Mochtar melihat hukum tidak saja dari dimensi normatif, tetapi hukum juga dipandang sebagai gejala sosial atau empiris. Menurutnya, hukum itu tidak saja merupakan keseluruhan asas dan kaidah yang mengatur kehidupan manusia dan masyarakat, melainkan meliputi pula lembaga-lembaga dan proses-proses yang mewujudkan berlakunya kaidah-kaidah itu dalam kenyataan. Intinya, suatu pendekatan yang normatif saja tentang hukum tidak cukup, apabila hendak melakukan pembinaan secara menyeluruh.

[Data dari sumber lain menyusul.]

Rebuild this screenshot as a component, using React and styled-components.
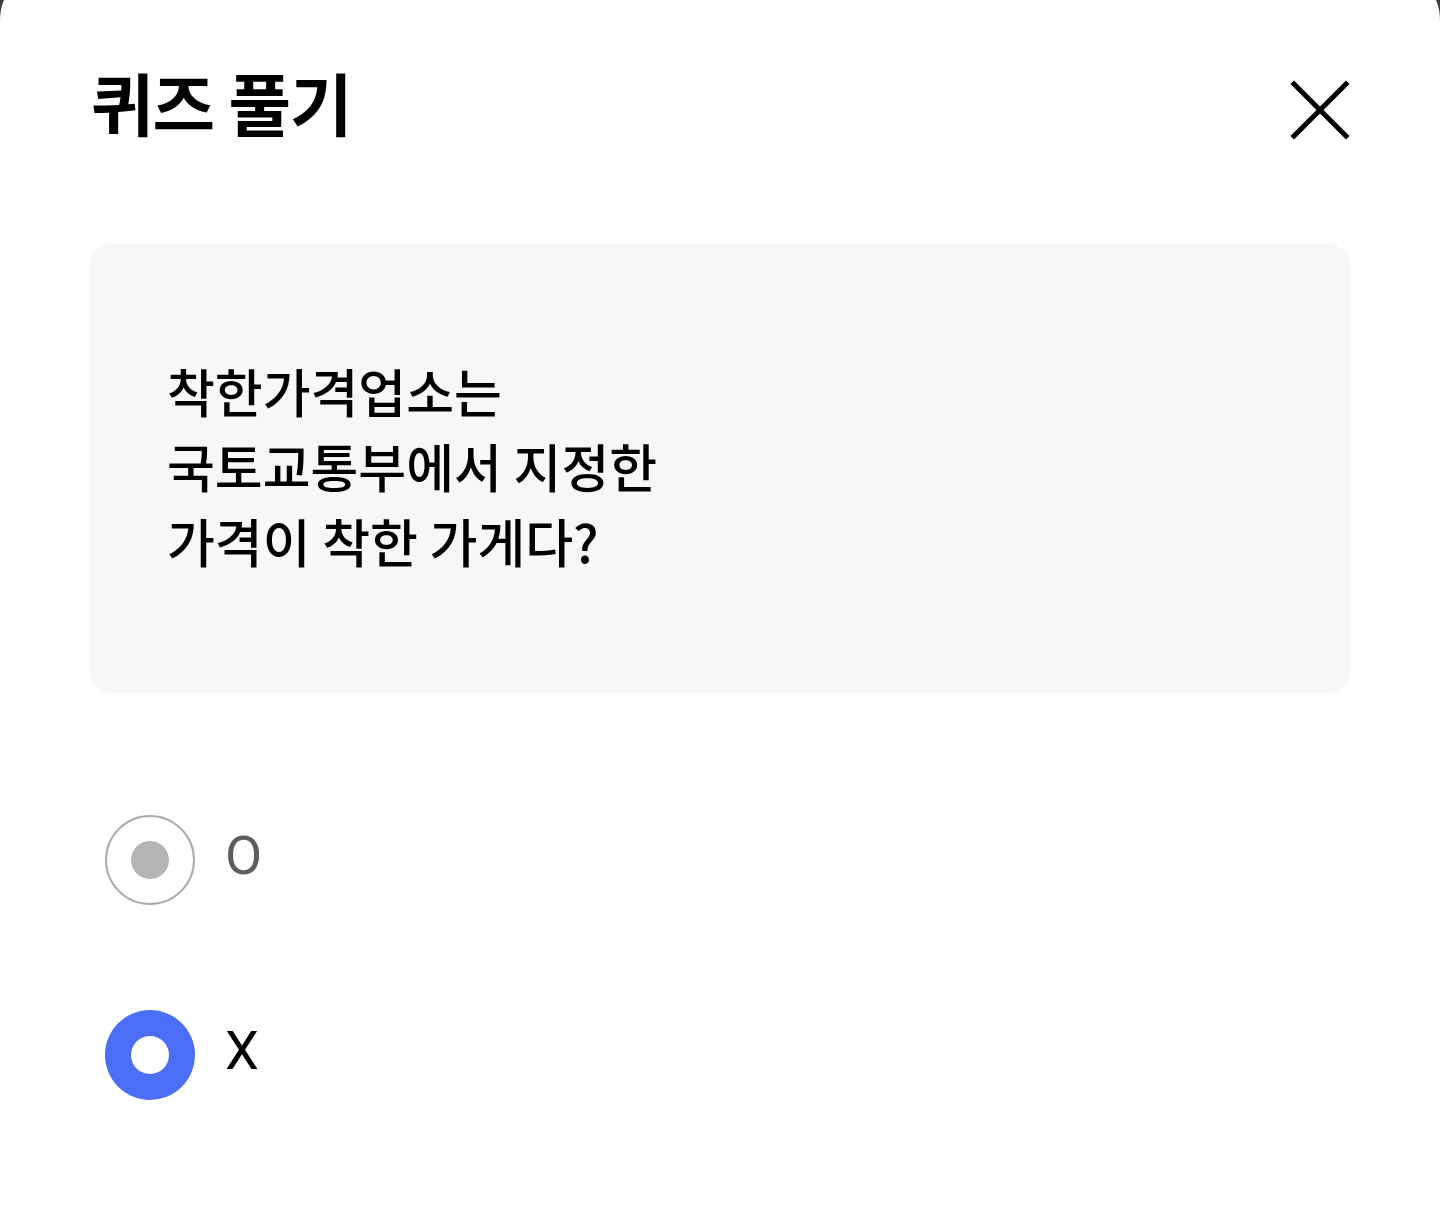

Mengacu pada pemikiran di atas, dapat dikemukakan bahwa selain pendekatan normatif, maka pendekatan empiris terhadap kelembagaan, proses, dan aktor pengimplementasi serta penegakan hukum merupakan suatu keharusan yang perlu mendapat perhatian serius dari para aparatur hukum. Hal ini penting, karena dalam perspektif sociological-jurisprudence, tolok ukur eksistensi hukum tergantung pada efektifitasnya dalam tataran empirik, yaitu law in action. Bukan hanya dalam tataran normatif, berupa law in book.
Aliran Hukum Progresif
Akhir-akhir ini gagasan tentang aliran “Hukum Progresif” yang diperkenalkan oleh Profesor Satjipto Rahardjo menarik ditelaah lebih lanjut karena beliau menawarkan perspektif, spirit, dan cara baru mengatasi “kelumpuhan” hukum di negeri ini. Sudah cukup lama, hukum kita lumpuh. Para pakar dan berbagai kalangan telah mengutarakannya dalam beragam ungkapan yang negatif, seperti bahwa hukum di Indonesia termasuk yang terburuk di dunia.
Dari waktu ke waktu kita telah berusaha mengatasi keterpurukan tersebut, utamanya pada era reformasi. Tapi keadaan tidak kunjung membaik, malah cenderung makin memburuk. Orang lalu bertanya, “apakah hukum sudah mati?” Harus diakui, bahwa kelumpuhan tersebut berpangkal pada dominasi (yang berlebihan) pada keberadaaan peraturan perundang-undangan.
Berbeda dengan legalisme yang berpusat pada aturan, maka aliran hukum progresif menawarkan jalan lain. Paradigmanya dibalik. Kejujuran dan ketulusan menjadi mahkota penegakan hukum. Empati, kepedulian, dan dedikasi menghadirkan keadilan, menjadi roh penyelenggaraan hukum. Kepentingan manusia (kesejahteraan dan kebahagiaannya) menjadi titik orientasi dan tujuan akhir hukum. Karenanya, para penegak hukum menjadi ujung tombak perubahan. Dalam logika itulah revitalisasi hukum dilakukan. Sehingga, perubahan tidak lagi berpusat pada peraturan, tapi pada kreativitas hakim, utamanya Hakim Agung saat mengaktualisasikan hukum dalam ruang dan waktu yang tepat. Aksi perubahan pun bisa segera dilakukan tanpa harus menunggu perubahan peraturan (changing the law), karena pelaku hukum progresif dapat melakukan pemaknaan yang progresif terhadap peraturan yang ada.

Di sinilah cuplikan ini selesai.